Square – Develop on the platform that sellers trust. There is a massive opportunity for developers to support Square sellers by building apps for today’s business needs. Learn more at changelog.com/square to dive into the docs, APIs, SDKs and to create your Square Developer account — tell them Changelog sent you.
Chronosphere – Chronosphere is the observability platform for cloud-native teams operating at scale. When it comes to observability, teams need a reliable, scalable, and efficient solution so they can know about issues well before their customers do. Teams choose Chronosphere to help them move faster than the competition. Learn more and get a demo at chronosphere.io.
FireHydrant – The reliability platform for every developer. Incidents impact everyone, not just SREs. FireHydrant gives teams the tools to maintain service catalogs, respond to incidents, communicate through status pages, and learn with retrospectives. Try FireHydrant free for 14 days at firehydrant.io
Flatfile – Data import is broken. We fixed it. Flatfile’s powerful out-of-the-box solution takes the data import burden off your shoulders, freeing you to solve bigger business problems and build products that people love.

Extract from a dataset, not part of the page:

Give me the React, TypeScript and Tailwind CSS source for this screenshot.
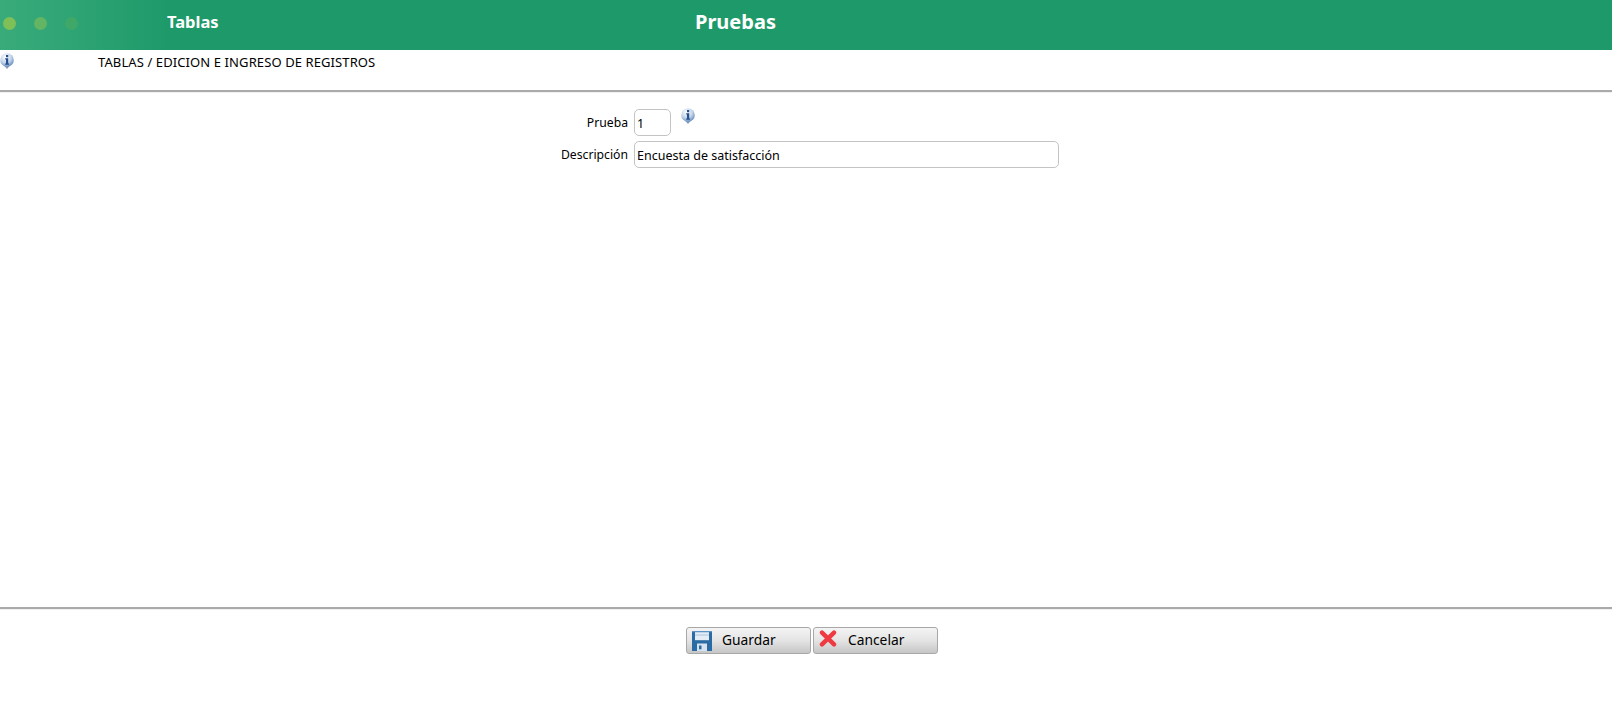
const font = { fontFamily: '"Noto Sans", sans-serif' };

function InfoIcon({ id }: { id: string }) {
  return (
    <svg width="16" height="16" viewBox="0 0 16 16">
      <defs>
        <radialGradient id={id} cx="40%" cy="30%" r="75%">
          <stop offset="0%" stopColor="#ffffff" />
          <stop offset="55%" stopColor="#c3d4ea" />
          <stop offset="100%" stopColor="#5f86b8" />
        </radialGradient>
      </defs>
      <path d="M2 9 L8 16 L14 9 Z" fill="#7f9cc2" />
      <circle cx="8" cy="7" r="6.8" fill={`url(#${id})`} />
      <rect x="7" y="2" width="2.2" height="2.2" fill="#24508f" />
      <path d="M6.2 5.2 H9.2 V10.4 H10 V11.8 H6.2 V10.4 H7 V6.6 H6.2 Z" fill="#24508f" />
    </svg>
  );
}

function SaveIcon() {
  return (
    <svg width="20" height="20" viewBox="0 0 20 20">
      <rect x="0" y="0" width="20" height="20" fill="#2a6ba3" />
      <rect x="0" y="0" width="20" height="1.2" fill="#5b93c4" />
      <rect x="3" y="1.2" width="14" height="8" fill="#e4edf5" />
      <rect x="3" y="3.5" width="14" height="1" fill="#a9c4dc" />
      <rect x="5" y="12.5" width="10" height="7.5" fill="#d6e3ef" />
      <rect x="7" y="14.5" width="2.5" height="3.8" fill="#2a6ba3" />
    </svg>
  );
}

function CancelIcon() {
  return (
    <svg width="18" height="17" viewBox="0 0 18 17" className="-mt-[4px]">
      <path d="M3 2.6 L15 14.4 M15 2.6 L3 14.4" stroke="#ee3b42" strokeWidth="4.4" strokeLinecap="round" />
    </svg>
  );
}

const buttonClass =
  "w-[125px] h-[27px] flex items-center rounded-[3px] border border-[#a8a8a8] bg-gradient-to-b from-[#f4f4f4] via-[#e4e4e4] to-[#c6c6c6] text-[13.8px]";

export default function App() {
  return (
    <div className="w-[1612px] h-[711px] bg-white text-black overflow-hidden" style={font}>
      <div className="h-[50px] bg-[#1e9a6a] flex items-center">
        <div className="w-[400px] h-full pb-[4px] flex items-center bg-gradient-to-r from-[#39ab7b] to-[#1e9a6a] to-[42%]">
          <div className="flex items-center gap-[18px] pl-[3px] w-[167px]">
            <span className="w-[13px] h-[13px] rounded-full bg-[#7fbf58]" />
            <span className="w-[13px] h-[13px] rounded-full bg-[#64b563]" />
            <span className="w-[13px] h-[13px] rounded-full bg-[#3fa868]" />
          </div>
          <span className="text-white font-bold text-[16.5px] leading-none -mt-[2px]">Tablas</span>
        </div>
        <div className="flex-1 flex pl-[295px] pb-[6px]">
          <span className="text-white font-bold text-[20px] leading-none">Pruebas</span>
        </div>
      </div>

      <div className="h-[40px] flex items-start">
        <div className="w-[98px] pt-[3px] -ml-[1px] shrink-0">
          <InfoIcon id="infoTop" />
        </div>
        <span className="ml-[1px] text-[13px] tracking-[0.1px] leading-none pt-[6px]">
          TABLAS / EDICION E INGRESO DE REGISTROS
        </span>
      </div>

      <div className="h-[3px] border-t-2 border-[#aaaaaa] bg-[#f0f0f0]" />

      <div className="h-[514px] pt-[16px] flex flex-col gap-[5px]">
        <div className="flex items-center h-[27px]">
          <label className="w-[628px] text-right text-[12.2px] pt-[1px]">Prueba</label>
          <input
            readOnly
            value="1"
            className="ml-[6px] w-[37px] h-[27px] border border-[#c4c4c4] rounded-[5px] px-[2px] pt-[2px] text-[12.5px] outline-none"
          />
          <div className="ml-[9px] -mt-[13px]">
            <InfoIcon id="infoForm" />
          </div>
        </div>
        <div className="flex items-center h-[27px]">
          <label className="w-[628px] text-right text-[12.2px] pt-[1px]">Descripción</label>
          <input
            readOnly
            value="Encuesta de satisfacción"
            className="ml-[6px] w-[425px] h-[27px] border border-[#c4c4c4] rounded-[5px] px-[2px] pt-[2px] text-[12.5px] outline-none"
          />
        </div>
      </div>

      <div className="h-[3px] border-t-2 border-[#aaaaaa] bg-[#f0f0f0]" />

      <div className="pt-[17px] pl-[686px] flex gap-[2px]">
        <button className={`${buttonClass} pl-[5px]`}>
          <SaveIcon />
          <span className="ml-[10px]">Guardar</span>
        </button>
        <button className={`${buttonClass} pl-[5px]`}>
          <CancelIcon />
          <span className="ml-[11px]">Cancelar</span>
        </button>
      </div>
    </div>
  );
}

Click here to listen along while you enjoy the transcript. 🎧
Hello, and welcome to Go Time. I’m Mat Ryer, and today we’re talking about instrumentation, and instrumenting your Go code, specifically. I’m joined today by Johnny Boursiquot. Hello, Johnny.
How’s it going? It’s been a while.
Yeah, it’s been a while. Yeah, we haven’t been in a show together for a minute.
How are you, mate?
Yeah, not for a while. Well, you don’t just have to tolerate me on your own, Johnny. Don’t worry. We have some guests today to dig into this subject. We’ve got Björn Rabenstein. He’s here, he’s an engineer at Grafana Labs and long-time Prometheus contributor. Hello, Björn. Welcome to Go Time.
Hello. I’m glad that I’m finally on this podcast, of which I’m a great fan.
Oh, well, we’re great fans of yours as well. And we’re also great fans of Bartek Płotka, who’s also joining us. Hello, Bartek.
Hello. Nice to be here.
Bartek is a engineer at Red Hat, a maintainer of many open source projects in Go. You’ve probably seen his name around GitHub here and there. Yeah, maintainer of Prometheus and Thanos, and you’re authoring Efficient Go. Is that right, Bartek?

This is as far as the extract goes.